**TASK STATEMENT:** Select, from the material below, each line with "React" in it.
** start RECORD EXCERPTS **
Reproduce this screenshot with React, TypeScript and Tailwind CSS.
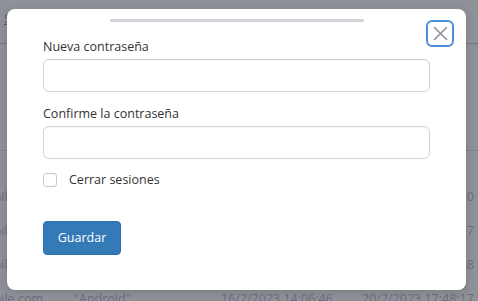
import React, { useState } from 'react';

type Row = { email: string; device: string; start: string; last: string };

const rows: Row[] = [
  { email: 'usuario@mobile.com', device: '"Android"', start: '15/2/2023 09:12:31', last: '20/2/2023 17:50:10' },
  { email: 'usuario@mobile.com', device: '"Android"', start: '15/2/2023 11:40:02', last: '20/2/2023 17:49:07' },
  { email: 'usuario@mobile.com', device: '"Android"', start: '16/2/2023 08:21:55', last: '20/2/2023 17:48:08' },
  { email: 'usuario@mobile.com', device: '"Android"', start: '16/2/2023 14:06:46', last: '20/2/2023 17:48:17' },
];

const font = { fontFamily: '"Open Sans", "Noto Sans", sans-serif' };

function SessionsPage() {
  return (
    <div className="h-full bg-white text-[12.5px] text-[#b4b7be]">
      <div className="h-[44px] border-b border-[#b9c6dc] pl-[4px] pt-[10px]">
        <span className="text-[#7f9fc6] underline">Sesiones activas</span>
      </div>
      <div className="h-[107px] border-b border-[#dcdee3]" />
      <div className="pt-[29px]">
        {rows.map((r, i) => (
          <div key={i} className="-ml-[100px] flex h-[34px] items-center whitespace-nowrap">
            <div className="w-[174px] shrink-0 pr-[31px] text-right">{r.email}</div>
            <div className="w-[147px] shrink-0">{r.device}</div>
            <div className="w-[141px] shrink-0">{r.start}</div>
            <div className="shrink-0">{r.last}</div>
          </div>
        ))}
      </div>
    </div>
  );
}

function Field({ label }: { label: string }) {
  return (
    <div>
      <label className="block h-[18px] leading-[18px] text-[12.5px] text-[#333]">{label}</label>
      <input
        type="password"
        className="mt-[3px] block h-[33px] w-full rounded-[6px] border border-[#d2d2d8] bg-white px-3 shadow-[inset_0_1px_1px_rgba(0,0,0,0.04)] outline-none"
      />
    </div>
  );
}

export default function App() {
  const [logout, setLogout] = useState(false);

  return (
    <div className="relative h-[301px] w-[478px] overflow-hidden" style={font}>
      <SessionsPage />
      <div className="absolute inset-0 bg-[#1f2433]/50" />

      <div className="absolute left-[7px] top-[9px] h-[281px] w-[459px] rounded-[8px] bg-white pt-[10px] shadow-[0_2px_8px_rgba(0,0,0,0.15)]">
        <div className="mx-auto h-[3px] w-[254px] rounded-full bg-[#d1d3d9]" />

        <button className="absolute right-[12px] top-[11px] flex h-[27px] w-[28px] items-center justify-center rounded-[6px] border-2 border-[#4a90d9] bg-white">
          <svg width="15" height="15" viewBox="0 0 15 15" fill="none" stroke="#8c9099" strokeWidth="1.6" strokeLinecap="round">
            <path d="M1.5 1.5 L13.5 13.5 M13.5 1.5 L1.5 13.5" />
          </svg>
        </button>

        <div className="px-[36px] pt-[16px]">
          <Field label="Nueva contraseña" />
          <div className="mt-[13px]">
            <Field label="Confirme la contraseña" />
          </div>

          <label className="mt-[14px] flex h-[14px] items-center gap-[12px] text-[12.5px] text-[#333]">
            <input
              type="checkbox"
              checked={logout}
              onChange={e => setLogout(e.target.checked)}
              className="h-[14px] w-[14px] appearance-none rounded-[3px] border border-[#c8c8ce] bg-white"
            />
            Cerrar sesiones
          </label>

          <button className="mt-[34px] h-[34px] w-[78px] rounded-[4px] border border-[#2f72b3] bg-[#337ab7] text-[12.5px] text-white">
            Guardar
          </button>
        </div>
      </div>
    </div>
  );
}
** end RECORD EXCERPTS **
** start RECORD EXCERPTS **
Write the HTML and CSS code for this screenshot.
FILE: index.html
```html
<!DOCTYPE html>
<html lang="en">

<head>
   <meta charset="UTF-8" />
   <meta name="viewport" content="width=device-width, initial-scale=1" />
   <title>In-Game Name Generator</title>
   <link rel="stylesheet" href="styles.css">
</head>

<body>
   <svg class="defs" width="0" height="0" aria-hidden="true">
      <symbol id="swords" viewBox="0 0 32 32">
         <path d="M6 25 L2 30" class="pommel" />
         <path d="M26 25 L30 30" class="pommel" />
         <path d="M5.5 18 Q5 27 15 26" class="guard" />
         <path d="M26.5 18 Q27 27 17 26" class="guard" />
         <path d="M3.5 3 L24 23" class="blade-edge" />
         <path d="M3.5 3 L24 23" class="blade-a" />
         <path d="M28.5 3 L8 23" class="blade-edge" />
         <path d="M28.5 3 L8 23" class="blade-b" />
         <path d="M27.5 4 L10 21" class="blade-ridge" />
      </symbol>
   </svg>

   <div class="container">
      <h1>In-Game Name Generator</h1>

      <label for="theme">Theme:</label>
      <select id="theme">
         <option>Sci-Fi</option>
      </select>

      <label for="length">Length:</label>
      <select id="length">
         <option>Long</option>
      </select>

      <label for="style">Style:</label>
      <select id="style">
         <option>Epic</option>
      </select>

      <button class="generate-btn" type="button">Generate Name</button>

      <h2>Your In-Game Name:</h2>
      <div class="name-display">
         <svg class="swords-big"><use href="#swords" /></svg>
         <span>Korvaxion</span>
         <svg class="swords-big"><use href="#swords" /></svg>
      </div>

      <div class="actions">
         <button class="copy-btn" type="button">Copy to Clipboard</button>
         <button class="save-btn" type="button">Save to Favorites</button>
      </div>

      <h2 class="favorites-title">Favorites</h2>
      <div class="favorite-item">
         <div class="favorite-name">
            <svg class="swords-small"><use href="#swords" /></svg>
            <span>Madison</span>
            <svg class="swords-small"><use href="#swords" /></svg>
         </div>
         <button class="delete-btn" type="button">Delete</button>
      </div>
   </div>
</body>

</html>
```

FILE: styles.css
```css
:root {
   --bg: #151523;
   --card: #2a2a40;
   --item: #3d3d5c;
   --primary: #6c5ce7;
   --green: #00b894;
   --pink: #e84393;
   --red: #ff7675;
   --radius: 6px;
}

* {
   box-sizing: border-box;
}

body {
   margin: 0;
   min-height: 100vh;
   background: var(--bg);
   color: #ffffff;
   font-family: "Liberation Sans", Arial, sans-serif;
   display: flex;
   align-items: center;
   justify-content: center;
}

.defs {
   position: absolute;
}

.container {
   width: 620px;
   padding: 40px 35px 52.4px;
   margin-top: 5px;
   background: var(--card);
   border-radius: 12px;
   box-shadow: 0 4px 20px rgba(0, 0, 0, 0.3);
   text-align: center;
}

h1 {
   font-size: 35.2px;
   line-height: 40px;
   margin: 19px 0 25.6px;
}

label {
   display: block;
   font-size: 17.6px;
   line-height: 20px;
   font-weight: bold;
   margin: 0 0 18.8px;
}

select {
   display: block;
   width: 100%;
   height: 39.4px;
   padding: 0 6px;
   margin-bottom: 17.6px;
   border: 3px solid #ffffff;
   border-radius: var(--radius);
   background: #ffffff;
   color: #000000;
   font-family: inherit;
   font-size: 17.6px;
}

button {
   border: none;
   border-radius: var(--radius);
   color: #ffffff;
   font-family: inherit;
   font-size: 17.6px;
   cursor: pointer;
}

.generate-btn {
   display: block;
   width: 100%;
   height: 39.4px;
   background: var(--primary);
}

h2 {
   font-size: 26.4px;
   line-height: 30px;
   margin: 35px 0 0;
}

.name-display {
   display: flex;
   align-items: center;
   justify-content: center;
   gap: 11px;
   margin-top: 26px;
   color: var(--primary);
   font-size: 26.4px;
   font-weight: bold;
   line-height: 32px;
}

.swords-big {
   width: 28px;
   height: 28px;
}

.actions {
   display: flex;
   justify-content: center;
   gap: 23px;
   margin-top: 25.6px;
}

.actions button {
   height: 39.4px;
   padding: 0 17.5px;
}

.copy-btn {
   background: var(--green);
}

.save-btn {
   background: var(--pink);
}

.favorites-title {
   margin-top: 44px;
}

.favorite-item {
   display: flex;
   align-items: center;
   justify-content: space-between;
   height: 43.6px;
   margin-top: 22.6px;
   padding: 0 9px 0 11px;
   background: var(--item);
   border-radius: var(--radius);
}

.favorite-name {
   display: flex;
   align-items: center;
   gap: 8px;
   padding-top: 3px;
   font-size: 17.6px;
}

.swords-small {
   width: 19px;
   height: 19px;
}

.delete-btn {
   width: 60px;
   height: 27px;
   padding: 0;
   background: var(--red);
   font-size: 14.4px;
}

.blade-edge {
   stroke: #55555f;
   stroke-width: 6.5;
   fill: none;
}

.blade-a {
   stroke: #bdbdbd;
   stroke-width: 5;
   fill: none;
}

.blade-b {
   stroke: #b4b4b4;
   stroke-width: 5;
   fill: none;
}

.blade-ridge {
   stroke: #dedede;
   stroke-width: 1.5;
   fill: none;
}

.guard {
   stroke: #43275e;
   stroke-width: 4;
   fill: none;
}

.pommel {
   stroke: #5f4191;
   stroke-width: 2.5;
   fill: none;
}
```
** end RECORD EXCERPTS **
**TASK ANSWER:**
Reproduce this screenshot with React, TypeScript and Tailwind CSS.
import React, { useState } from 'react';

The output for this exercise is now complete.